The Darkness frontman Justin Hawkins has spoken about the highs and lows of fame in a new interview with NME.
The British singer described the “much-publicised sadness, drama and trauma” that the band has gone through since their debut ‘Permission To Land’ sold 1.5 million copies in 2003.
Twelve years on, Hawkins says, “So many people get to my age and say ‘No regrets’. I think, ‘So many regrets that you may as well not think about them’. You learn a lot through regret, and shame… Having had two line-up changes in the past year, there might be a temptation to see The Darkness as a difficult band to be in, but it’s not. It’s an easy thing to be in, but a difficult thing to stay in.”
Hawkins has also responded to the harsh criticism they’ve receiving end of. “The Darkness has been subject to some harsh assessments… there are some mean people in the world but that doesn’t mean you have to lock yourself away and be apologetic just because some arsehole thinks you’re a dick. You can’t let that stop you from enjoying your life and doing what you were born to do. Because that’s bullying, you’d let the bullies win, and we all know what bullies are – cunts, fucking cunts. Not that one person has ever had the audacity to say that sort of thing to my face. So as far as I’m concerned, they’re all ghosts.”
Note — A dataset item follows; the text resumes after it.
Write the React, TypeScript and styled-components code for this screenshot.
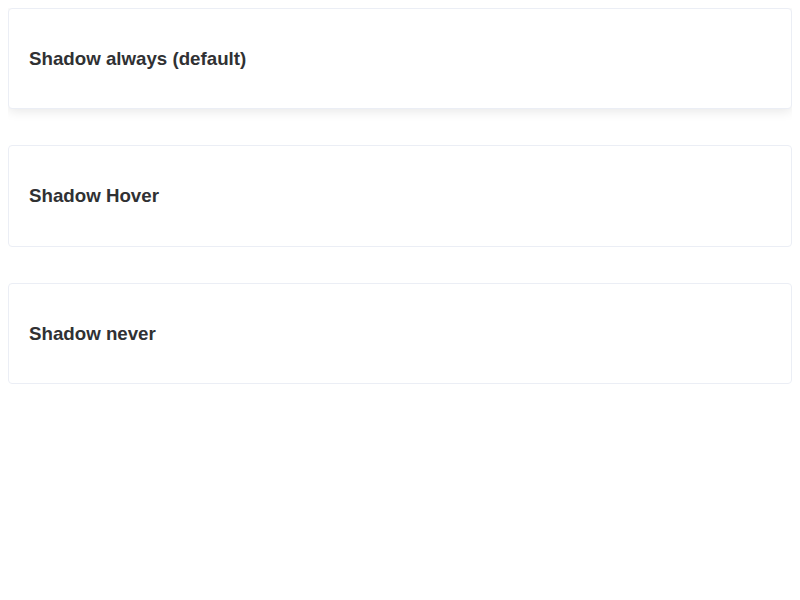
import styled, { createGlobalStyle } from "styled-components";

const GlobalStyle = createGlobalStyle`
  body {
    margin: 8px;
    background: #ffffff;
    font-family: "Liberation Sans", Arial, sans-serif;
  }
`;

const List = styled.div`
  display: flex;
  flex-direction: column;
  gap: 36px;
`;

const Card = styled.div<{ $shadow: "always" | "hover" | "never" }>`
  border: 1px solid #ebeef5;
  border-radius: 4px;
  background: #ffffff;
  color: #303133;
  overflow: hidden;
  box-shadow: ${(p) =>
    p.$shadow === "always" ? "0 2px 12px 0 rgba(0, 0, 0, 0.1)" : "none"};
  transition: box-shadow 0.3s;

  &:hover {
    box-shadow: ${(p) =>
      p.$shadow === "never" ? "none" : "0 2px 12px 0 rgba(0, 0, 0, 0.1)"};
  }
`;

const CardBody = styled.div`
  padding: 20px;
`;

const Title = styled.h3`
  margin: 18.72px 0;
  font-size: 18.72px;
  font-weight: 700;
  line-height: 22px;
  color: #303133;
`;

const cards: { shadow: "always" | "hover" | "never"; title: string }[] = [
  { shadow: "always", title: "Shadow always (default)" },
  { shadow: "hover", title: "Shadow Hover" },
  { shadow: "never", title: "Shadow never" },
];

export default function App() {
  return (
    <>
      <GlobalStyle />
      <List>
        {cards.map((c) => (
          <Card key={c.title} $shadow={c.shadow}>
            <CardBody>
              <Title>{c.title}</Title>
            </CardBody>
          </Card>
        ))}
      </List>
    </>
  );
}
“I do have some fond memories of being super successful and famous… I’ve met all my heroes, random folk have their opinions on me as a person [despite] having never met me – brilliant. But I’ve also learned how to fly a helicopter, which I don’t think I would have done if I had carried on working with my father on a building site.”
The Darkness will release ‘Last Of Our Kind’, their fourth record, on June 1. It follows on from 2012’s ‘Hot Cakes’.
The group’s new drummer Emily Dolan left the band after only a few months in the band to pursue new projects. Dolan replaced founding member Ed Graham, who left The Darkness at the end of 2014.